Setting strategy before you have gained an insight into your customer base is a recipe for disaster. As The REaD Group’s Glenn Cook tells David Reed in this sponsored feature, insight plays a pivotal role in ensuring you build a customer experience that meets their needs - and yours.
“Letting the data speak” is the moment when your investment into data starts to pay off. “Insight is where you start to extract value,” points out Glenn Gook, group solutions, The REaD Group. “Insight evolves out of the data and then drives your customer or supporter management strategy.” From that perspective it is clear that the way the customer experience is designed and delivered hinges on what gets found out in the analytical stage.
“It is a cyclical process between insight and business strategy,” points out Cook. Often what the data has to say at this point can identify new opportunities - or potentially show that marketing has been looking in the wrong place. “The marketing strategy may be to go after 24-year-olds. But if you have no data to tell you they like your product, you can’t do anything,” he says.

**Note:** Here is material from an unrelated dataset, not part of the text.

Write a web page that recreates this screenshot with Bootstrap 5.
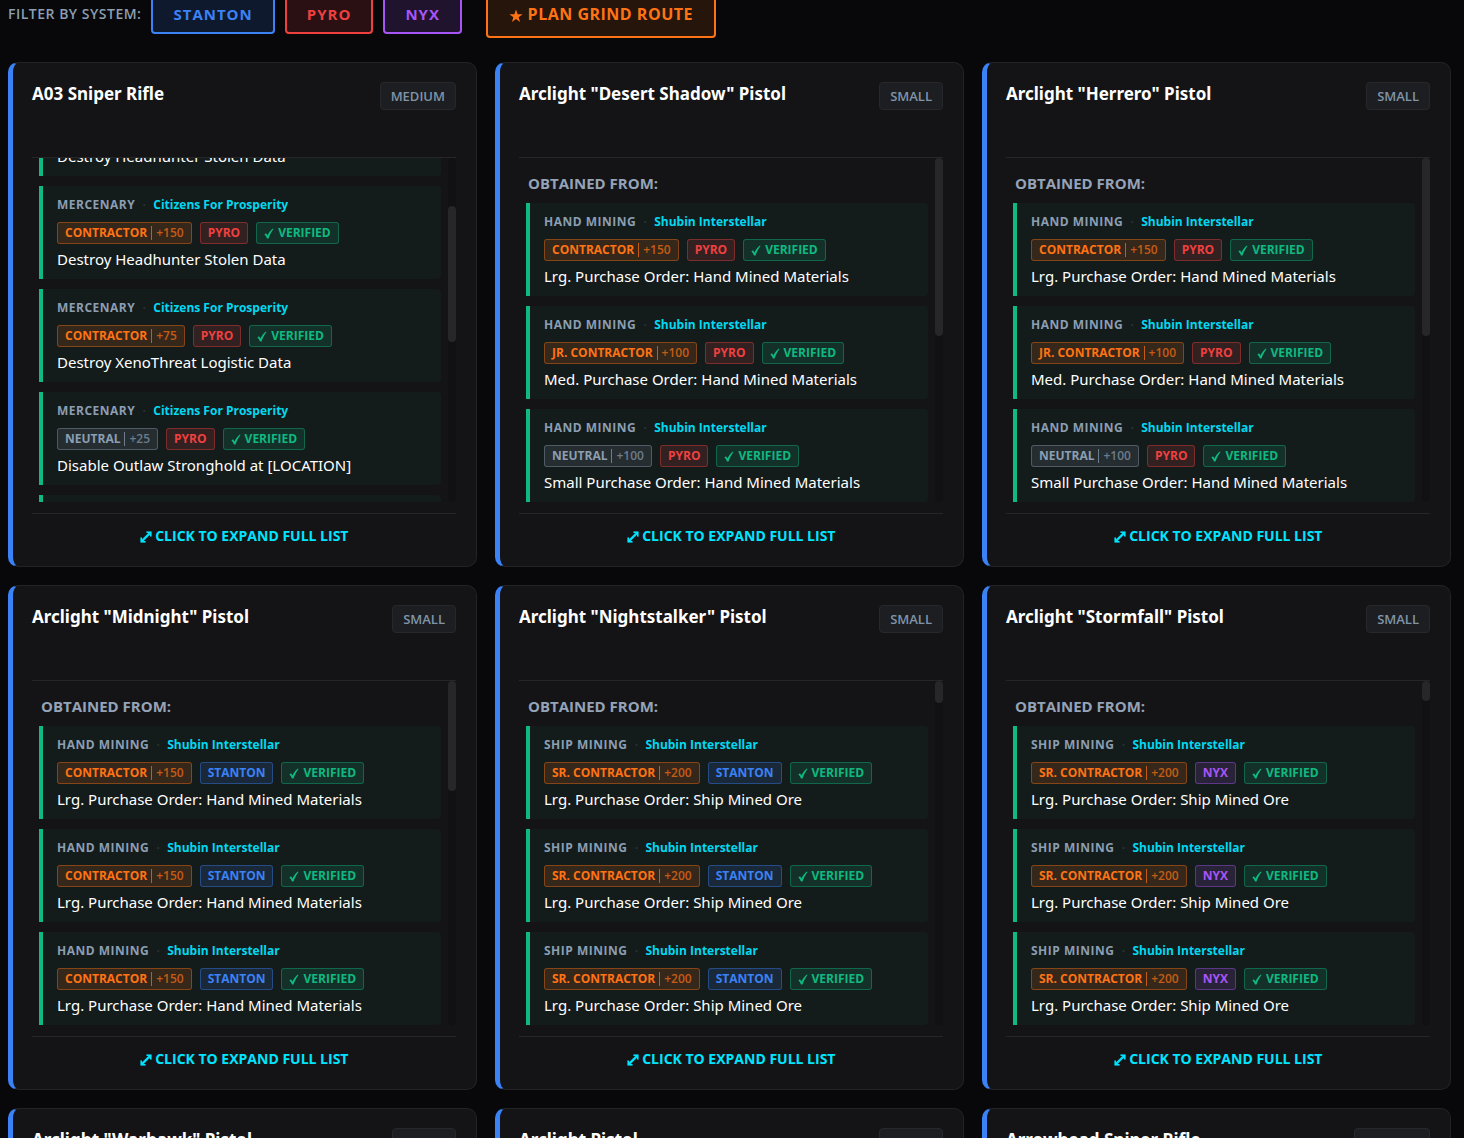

Cook points out that insight should drive strategy, rather than the other way around. “A lot of charities have a core supporter base that is female, aged 55 to 65 and is typical ‘Middle England’. They are a large proportion of the base, but they will also have pockets of other types of supporter. You need to think about whether they offer the potential for growth,” he says.
Good insight delivers exactly that kind of business-focused output, telling an organisation both where it is now and where it could get to. Data-driven insight also provides a link between findings from research on preferences and attitudes and actionable communications that connect with those views.
This is especially important when using insight to define how customers will be managed at each stage of their lifecycle. Getting the channel mix and messaging right from welcome pack to win back can be significantly benefited by the right type of insight. Always provided the links between each stage have been understood and connected, that is.
Cook points out: “If you don’t know what you are going to do next and take six months to contact a customer after you have acquired them, you have lost that opportunity. If you use insight to look at what was successful in the past, the right timing for different products and whether you need to segment your marketing by age, gender or location, you can develop a really effective programme.”
Timing is often a stumbling block. Cook notes that many loyalty programmes have monthly stages built in which assume everybody in the programme joined in the same month, rather than being flexible enough to reflect their actual joining date, for example.
It can seem as if insight requires a substantial volume of data and significant levels of expertise. In one respect it is true - there is no upper limit on the data volumes which can go into the analytical process or the sophistication of the techniques applied to understanding it.
But Cook says it is important not to get dazzled by the process, rather than concentrating on the outcome: “There are tools like clustering and propensity modelling that are very clever. But marketers don’t need to understand how to use them. The trick is for your data and marketing teams to be able to communicate well. Good marketers won’t go near the data itself - they will be looking at the effect they want it to drive.”